**EXTRACTED MATERIAL:**
************

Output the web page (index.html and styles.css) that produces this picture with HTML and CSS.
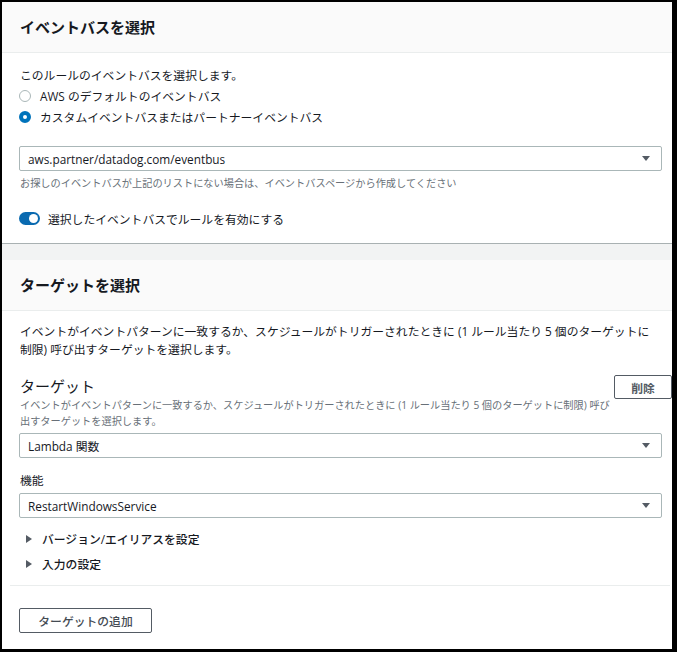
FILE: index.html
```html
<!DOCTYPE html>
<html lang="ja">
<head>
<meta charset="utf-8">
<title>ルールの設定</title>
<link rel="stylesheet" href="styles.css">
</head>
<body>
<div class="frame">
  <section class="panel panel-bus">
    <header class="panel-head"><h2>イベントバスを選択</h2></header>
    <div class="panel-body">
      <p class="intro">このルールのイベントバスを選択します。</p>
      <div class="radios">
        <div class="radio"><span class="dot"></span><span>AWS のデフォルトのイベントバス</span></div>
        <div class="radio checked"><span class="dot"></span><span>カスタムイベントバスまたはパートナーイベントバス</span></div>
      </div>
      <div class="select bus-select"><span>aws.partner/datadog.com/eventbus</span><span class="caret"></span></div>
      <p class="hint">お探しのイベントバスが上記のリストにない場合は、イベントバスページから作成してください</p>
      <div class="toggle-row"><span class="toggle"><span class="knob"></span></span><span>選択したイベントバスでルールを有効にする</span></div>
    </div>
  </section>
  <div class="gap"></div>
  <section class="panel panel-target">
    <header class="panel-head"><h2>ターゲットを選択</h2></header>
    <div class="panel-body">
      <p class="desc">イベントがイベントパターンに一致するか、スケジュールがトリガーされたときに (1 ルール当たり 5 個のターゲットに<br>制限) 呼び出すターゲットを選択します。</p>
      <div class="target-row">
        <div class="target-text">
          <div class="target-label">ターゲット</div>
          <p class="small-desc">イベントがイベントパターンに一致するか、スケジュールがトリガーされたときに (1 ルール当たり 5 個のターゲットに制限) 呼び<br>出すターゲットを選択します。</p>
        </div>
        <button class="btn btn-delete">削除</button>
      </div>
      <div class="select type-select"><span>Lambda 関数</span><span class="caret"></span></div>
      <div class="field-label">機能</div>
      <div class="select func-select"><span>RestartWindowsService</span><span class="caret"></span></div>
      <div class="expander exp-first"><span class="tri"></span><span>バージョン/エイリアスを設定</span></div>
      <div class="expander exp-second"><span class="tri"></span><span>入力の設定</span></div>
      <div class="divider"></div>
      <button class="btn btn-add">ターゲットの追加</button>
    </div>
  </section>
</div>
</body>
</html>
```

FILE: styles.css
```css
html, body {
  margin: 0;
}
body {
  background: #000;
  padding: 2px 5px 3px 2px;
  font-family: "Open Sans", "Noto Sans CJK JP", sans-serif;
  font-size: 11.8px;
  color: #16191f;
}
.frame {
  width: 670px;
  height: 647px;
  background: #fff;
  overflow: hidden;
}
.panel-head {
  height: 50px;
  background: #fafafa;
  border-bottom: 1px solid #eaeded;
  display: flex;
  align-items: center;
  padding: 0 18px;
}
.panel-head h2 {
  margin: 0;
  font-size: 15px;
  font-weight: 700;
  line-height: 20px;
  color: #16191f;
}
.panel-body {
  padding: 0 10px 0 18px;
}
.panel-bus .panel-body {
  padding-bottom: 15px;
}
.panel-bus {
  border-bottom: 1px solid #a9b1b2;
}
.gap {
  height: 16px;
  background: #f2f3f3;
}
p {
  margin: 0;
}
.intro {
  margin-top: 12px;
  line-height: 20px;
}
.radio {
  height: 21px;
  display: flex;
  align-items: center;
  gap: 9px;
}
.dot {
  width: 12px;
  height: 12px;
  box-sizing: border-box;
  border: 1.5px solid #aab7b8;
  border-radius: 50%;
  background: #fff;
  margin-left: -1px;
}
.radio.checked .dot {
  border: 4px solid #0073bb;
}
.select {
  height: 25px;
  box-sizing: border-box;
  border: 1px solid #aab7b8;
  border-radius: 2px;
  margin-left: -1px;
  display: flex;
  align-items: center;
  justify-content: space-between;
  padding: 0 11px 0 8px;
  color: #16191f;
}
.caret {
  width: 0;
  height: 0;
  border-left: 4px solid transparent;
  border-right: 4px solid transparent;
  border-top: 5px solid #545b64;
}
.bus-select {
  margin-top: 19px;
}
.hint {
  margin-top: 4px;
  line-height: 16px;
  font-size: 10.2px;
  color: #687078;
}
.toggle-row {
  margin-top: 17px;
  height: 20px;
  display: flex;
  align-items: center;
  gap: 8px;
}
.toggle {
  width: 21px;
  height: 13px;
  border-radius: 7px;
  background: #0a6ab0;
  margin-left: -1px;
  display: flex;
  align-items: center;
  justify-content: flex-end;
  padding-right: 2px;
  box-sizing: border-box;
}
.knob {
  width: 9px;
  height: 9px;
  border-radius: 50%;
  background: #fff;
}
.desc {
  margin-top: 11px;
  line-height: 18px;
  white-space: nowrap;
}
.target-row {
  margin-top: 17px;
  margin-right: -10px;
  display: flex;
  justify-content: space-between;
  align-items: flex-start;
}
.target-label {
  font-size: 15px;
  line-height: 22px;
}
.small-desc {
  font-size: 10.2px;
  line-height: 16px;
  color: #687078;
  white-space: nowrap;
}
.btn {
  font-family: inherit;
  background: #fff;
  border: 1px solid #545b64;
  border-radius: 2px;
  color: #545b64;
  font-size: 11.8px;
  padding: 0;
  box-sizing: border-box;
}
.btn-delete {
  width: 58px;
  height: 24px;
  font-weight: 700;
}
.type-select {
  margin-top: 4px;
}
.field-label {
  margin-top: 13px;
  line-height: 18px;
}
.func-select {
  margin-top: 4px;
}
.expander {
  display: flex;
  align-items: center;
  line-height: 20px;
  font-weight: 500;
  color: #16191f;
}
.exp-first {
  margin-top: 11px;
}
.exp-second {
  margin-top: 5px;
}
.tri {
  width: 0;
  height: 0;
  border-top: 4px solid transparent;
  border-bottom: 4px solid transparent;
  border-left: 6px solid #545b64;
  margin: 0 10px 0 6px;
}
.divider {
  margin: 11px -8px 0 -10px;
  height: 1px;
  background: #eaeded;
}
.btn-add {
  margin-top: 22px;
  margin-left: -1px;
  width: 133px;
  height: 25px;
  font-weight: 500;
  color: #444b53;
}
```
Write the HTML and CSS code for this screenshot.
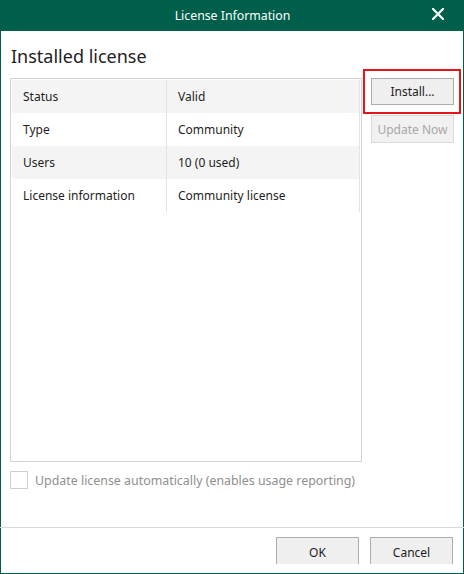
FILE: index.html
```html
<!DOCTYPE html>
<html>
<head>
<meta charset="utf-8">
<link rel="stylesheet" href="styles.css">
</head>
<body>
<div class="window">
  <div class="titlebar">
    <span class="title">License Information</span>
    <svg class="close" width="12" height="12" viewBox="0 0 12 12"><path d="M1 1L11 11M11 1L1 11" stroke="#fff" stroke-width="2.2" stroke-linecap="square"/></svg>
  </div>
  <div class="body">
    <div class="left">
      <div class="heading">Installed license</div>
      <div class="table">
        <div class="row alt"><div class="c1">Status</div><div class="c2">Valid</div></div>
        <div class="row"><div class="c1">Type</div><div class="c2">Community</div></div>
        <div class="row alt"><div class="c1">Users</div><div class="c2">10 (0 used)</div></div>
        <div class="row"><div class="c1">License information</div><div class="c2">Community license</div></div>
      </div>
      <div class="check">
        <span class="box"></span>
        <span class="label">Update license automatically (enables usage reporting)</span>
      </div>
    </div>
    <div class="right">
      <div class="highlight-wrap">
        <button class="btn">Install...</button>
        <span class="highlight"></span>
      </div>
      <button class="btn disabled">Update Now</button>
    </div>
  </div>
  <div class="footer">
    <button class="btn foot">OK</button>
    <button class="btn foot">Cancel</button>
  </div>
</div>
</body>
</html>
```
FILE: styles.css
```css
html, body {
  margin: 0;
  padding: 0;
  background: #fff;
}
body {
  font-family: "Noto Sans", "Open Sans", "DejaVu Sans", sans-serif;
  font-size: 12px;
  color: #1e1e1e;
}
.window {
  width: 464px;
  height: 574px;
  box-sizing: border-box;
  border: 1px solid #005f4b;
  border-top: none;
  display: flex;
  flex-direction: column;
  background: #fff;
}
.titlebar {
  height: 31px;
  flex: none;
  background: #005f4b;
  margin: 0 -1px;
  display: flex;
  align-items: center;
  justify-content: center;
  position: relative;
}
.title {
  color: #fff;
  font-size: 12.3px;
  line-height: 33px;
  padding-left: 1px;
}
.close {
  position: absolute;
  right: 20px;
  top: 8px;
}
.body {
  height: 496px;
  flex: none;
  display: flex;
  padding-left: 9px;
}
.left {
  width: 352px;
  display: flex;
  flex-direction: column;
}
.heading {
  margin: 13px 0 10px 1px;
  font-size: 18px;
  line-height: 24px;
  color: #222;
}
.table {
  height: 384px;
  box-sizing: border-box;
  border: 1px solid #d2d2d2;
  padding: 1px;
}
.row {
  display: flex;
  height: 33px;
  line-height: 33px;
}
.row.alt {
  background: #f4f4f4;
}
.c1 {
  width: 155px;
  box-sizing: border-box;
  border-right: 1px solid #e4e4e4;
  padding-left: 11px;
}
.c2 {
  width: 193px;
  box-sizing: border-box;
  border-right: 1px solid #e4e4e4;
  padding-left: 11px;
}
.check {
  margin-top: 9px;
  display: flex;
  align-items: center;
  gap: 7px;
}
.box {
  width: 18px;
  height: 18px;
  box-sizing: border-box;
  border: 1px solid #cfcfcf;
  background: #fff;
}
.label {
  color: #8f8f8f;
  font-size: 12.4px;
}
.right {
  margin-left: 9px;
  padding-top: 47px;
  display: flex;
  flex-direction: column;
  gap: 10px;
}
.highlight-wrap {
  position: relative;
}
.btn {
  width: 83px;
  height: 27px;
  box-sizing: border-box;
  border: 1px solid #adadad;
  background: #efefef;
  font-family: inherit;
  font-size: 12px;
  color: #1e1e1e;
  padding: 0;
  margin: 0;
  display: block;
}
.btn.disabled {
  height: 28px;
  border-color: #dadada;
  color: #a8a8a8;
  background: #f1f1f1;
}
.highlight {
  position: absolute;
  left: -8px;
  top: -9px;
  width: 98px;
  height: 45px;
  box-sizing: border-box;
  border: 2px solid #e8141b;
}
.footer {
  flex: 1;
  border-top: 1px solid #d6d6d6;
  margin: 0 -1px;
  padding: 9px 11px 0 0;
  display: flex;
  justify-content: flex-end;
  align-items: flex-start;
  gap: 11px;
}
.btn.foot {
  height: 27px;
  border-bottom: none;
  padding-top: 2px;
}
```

************

**AIM:** From the data above, work out how many lines hold "this". Answer with the number alone.

**TASK SOLUTION:** 2